Efficiency of a novel synthesised material for the treatment of a binary heavy metal system

High levels of heavy metal ions in wastewater pose significant challenges in the world, originating from both natural and anthropogenic sources. Among the effective techniques for removing heavy metal ions from various water sources, the adsorption process using natural and environmentally friendly materials stands out. In this work, a biocomposite obtained from the bio-treatment of geopolymer using chitosan was used for the effective removal of nickel and arsenic from a synthesised binary wastewater system using batch experiments.
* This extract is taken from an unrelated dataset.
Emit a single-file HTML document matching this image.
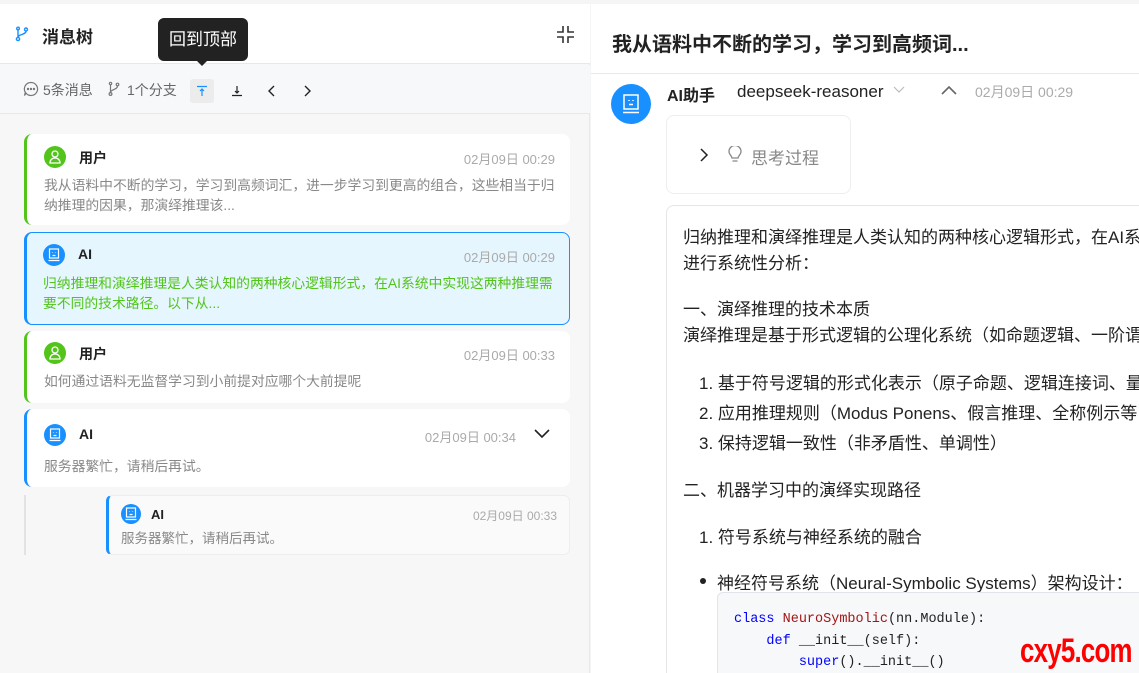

The adsorption process was significantly influenced by factors such as pH, adsorbent mass, adsorbent mass and metal ion concentrations. The maximum adsorption capacities for nickel and arsenic were determined to be $45.686 mg/g$ and $59.580 mg/g$⁠, respectively, which were achieved at a pH of 7.66, a contact time of 53 min, a metal ion concentration of $100 mg/l$⁠, an adsorbent dosage of $0.1 g$ and without biopolymer treatment. Four different isotherm models were used to evaluate the experimental data and it was found that the non-modified competitive Langmuir isotherm gave the best fit based on the Marquardt percentage standard deviation. Based on the reaction kinetics, the pseudo-second-order reaction model was the best for describing nickel adsorption process, while the pseudo-first-order model and the intraparticle diffusion model were the best for the arsenic adsorption process. Fourier transform infrared spectrometry and scanning electron microscopy analyses demonstrated the microstructural changes that undergirded the successful removal of nickel ion and arsenic ion using the novel material.